┌────────

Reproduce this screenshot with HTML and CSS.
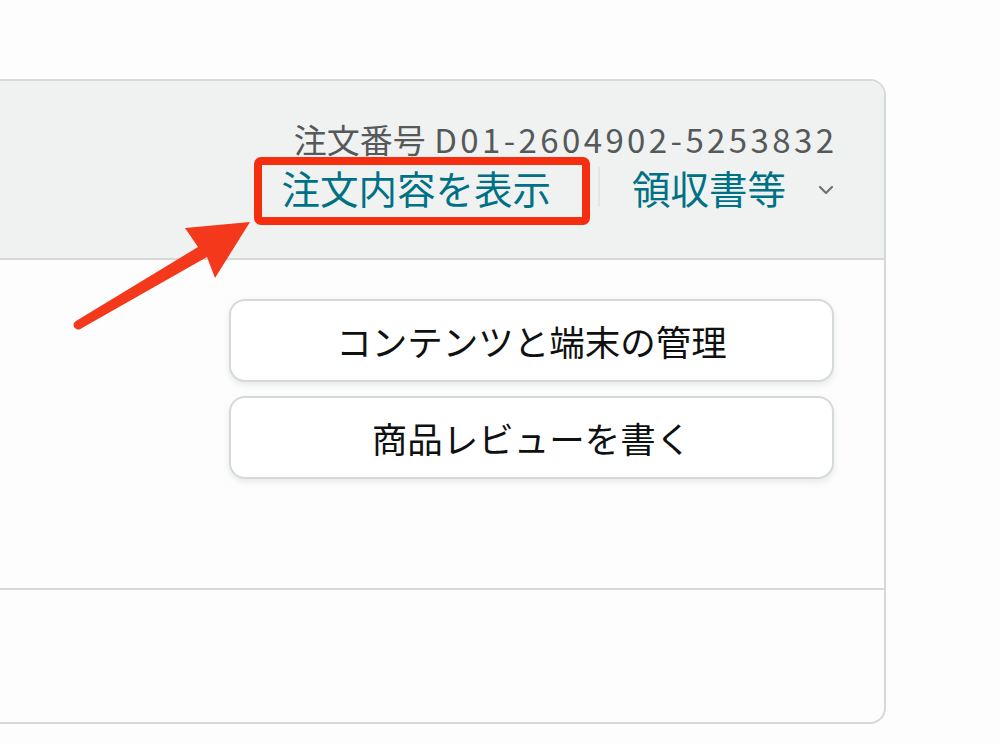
FILE: index.html
```html
<!DOCTYPE html>
<html lang="ja">
<head>
<meta charset="utf-8">
<title>注文</title>
<link rel="stylesheet" href="styles.css">
</head>
<body>
<div class="page">
  <div class="card">
    <div class="card-head">
      <div class="order-no">注文番号 <span class="num">D01-2604902-5253832</span></div>
      <div class="links">
        <a class="link">注文内容を表示</a>
        <span class="sep"></span>
        <a class="link">領収書等</a>
        <svg class="chev" width="16" height="10" viewBox="0 0 16 10"><path d="M2 2 L8 8 L14 2" fill="none" stroke="#6f7373" stroke-width="2.2" stroke-linecap="round" stroke-linejoin="round"/></svg>
      </div>
    </div>
    <div class="card-body">
      <div class="actions">
        <button class="btn">コンテンツと端末の管理</button>
        <button class="btn">商品レビューを書く</button>
      </div>
    </div>
    <div class="card-foot"></div>
  </div>
  <div class="highlight"></div>
  <svg class="arrow" width="200" height="120" viewBox="0 0 200 120">
    <path d="M15 118 C13 116 13 113 16 111 L138 37 L125 18 L190 12 L155 68 L147 47 L22 118 C19 120 17 120 15 118 Z" fill="#f4381b"/>
  </svg>
</div>
</body>
</html>
```

FILE: styles.css
```css
* { box-sizing: border-box; }
html, body { margin: 0; padding: 0; background: #fdfdfd; }
body { font-family: "Noto Sans CJK JP", "Noto Sans", sans-serif; }
.page { position: relative; width: 1000px; height: 744px; overflow: hidden; padding-top: 79px; }
.card {
  margin-left: -40px;
  width: 926px;
  height: 645px;
  border: 2px solid #d5d9d9;
  border-radius: 16px;
  overflow: hidden;
  display: flex;
  flex-direction: column;
  background: #fdfdfd;
}
.card-head {
  background: #f0f2f2;
  height: 179px;
  border-bottom: 2px solid #d5d9d9;
  display: flex;
  flex-direction: column;
  align-items: flex-end;
  padding: 37px 50px 0 0;
  white-space: nowrap;
}
.order-no { font-size: 33px; line-height: 43px; color: #565959; white-space: nowrap; }
.order-no .num { letter-spacing: 3.4px; margin-right: -3.4px; margin-left: 1px; }
.links { display: flex; align-items: center; height: 52px; white-space: nowrap; }
.link { color: #007185; font-size: 38.5px; line-height: 50px; }
.sep { width: 2px; height: 40px; background: #e3e6e6; margin: 0 32px 0 47px; }
.chev { margin-left: 32px; margin-top: 6px; }
.card-body {
  height: 330px;
  border-bottom: 2px solid #d5d9d9;
  padding: 39px 50px 0 0;
  display: flex;
  justify-content: flex-end;
}
.actions { display: flex; flex-direction: column; gap: 14px; width: 605px; }
.btn {
  height: 83px;
  border: 2px solid #d5d9d9;
  border-radius: 16px;
  background: #fff;
  box-shadow: 0 3px 6px rgba(213, 217, 217, 0.55);
  font-family: "Noto Sans CJK JP", sans-serif;
  font-size: 35.5px;
  color: #0f1111;
  padding: 0;
}
.card-foot { flex: 1; }
.highlight {
  position: absolute;
  left: 254px;
  top: 157px;
  width: 336px;
  height: 68px;
  border: 8px solid #f52e10;
  border-radius: 7px;
}
.arrow { position: absolute; left: 60px; top: 210px; }
```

└────────

Copy the material above exactly and drop the pictures.

Reproduce this screenshot with HTML and CSS.
FILE: index.html
```html
<!DOCTYPE html>
<html lang="ja">
<head>
<meta charset="utf-8">
<title>注文</title>
<link rel="stylesheet" href="styles.css">
</head>
<body>
<div class="page">
  <div class="card">
    <div class="card-head">
      <div class="order-no">注文番号 <span class="num">D01-2604902-5253832</span></div>
      <div class="links">
        <a class="link">注文内容を表示</a>
        <span class="sep"></span>
        <a class="link">領収書等</a>
        <svg class="chev" width="16" height="10" viewBox="0 0 16 10"><path d="M2 2 L8 8 L14 2" fill="none" stroke="#6f7373" stroke-width="2.2" stroke-linecap="round" stroke-linejoin="round"/></svg>
      </div>
    </div>
    <div class="card-body">
      <div class="actions">
        <button class="btn">コンテンツと端末の管理</button>
        <button class="btn">商品レビューを書く</button>
      </div>
    </div>
    <div class="card-foot"></div>
  </div>
  <div class="highlight"></div>
  <svg class="arrow" width="200" height="120" viewBox="0 0 200 120">
    <path d="M15 118 C13 116 13 113 16 111 L138 37 L125 18 L190 12 L155 68 L147 47 L22 118 C19 120 17 120 15 118 Z" fill="#f4381b"/>
  </svg>
</div>
</body>
</html>
```

FILE: styles.css
```css
* { box-sizing: border-box; }
html, body { margin: 0; padding: 0; background: #fdfdfd; }
body { font-family: "Noto Sans CJK JP", "Noto Sans", sans-serif; }
.page { position: relative; width: 1000px; height: 744px; overflow: hidden; padding-top: 79px; }
.card {
  margin-left: -40px;
  width: 926px;
  height: 645px;
  border: 2px solid #d5d9d9;
  border-radius: 16px;
  overflow: hidden;
  display: flex;
  flex-direction: column;
  background: #fdfdfd;
}
.card-head {
  background: #f0f2f2;
  height: 179px;
  border-bottom: 2px solid #d5d9d9;
  display: flex;
  flex-direction: column;
  align-items: flex-end;
  padding: 37px 50px 0 0;
  white-space: nowrap;
}
.order-no { font-size: 33px; line-height: 43px; color: #565959; white-space: nowrap; }
.order-no .num { letter-spacing: 3.4px; margin-right: -3.4px; margin-left: 1px; }
.links { display: flex; align-items: center; height: 52px; white-space: nowrap; }
.link { color: #007185; font-size: 38.5px; line-height: 50px; }
.sep { width: 2px; height: 40px; background: #e3e6e6; margin: 0 32px 0 47px; }
.chev { margin-left: 32px; margin-top: 6px; }
.card-body {
  height: 330px;
  border-bottom: 2px solid #d5d9d9;
  padding: 39px 50px 0 0;
  display: flex;
  justify-content: flex-end;
}
.actions { display: flex; flex-direction: column; gap: 14px; width: 605px; }
.btn {
  height: 83px;
  border: 2px solid #d5d9d9;
  border-radius: 16px;
  background: #fff;
  box-shadow: 0 3px 6px rgba(213, 217, 217, 0.55);
  font-family: "Noto Sans CJK JP", sans-serif;
  font-size: 35.5px;
  color: #0f1111;
  padding: 0;
}
.card-foot { flex: 1; }
.highlight {
  position: absolute;
  left: 254px;
  top: 157px;
  width: 336px;
  height: 68px;
  border: 8px solid #f52e10;
  border-radius: 7px;
}
.arrow { position: absolute; left: 60px; top: 210px; }
```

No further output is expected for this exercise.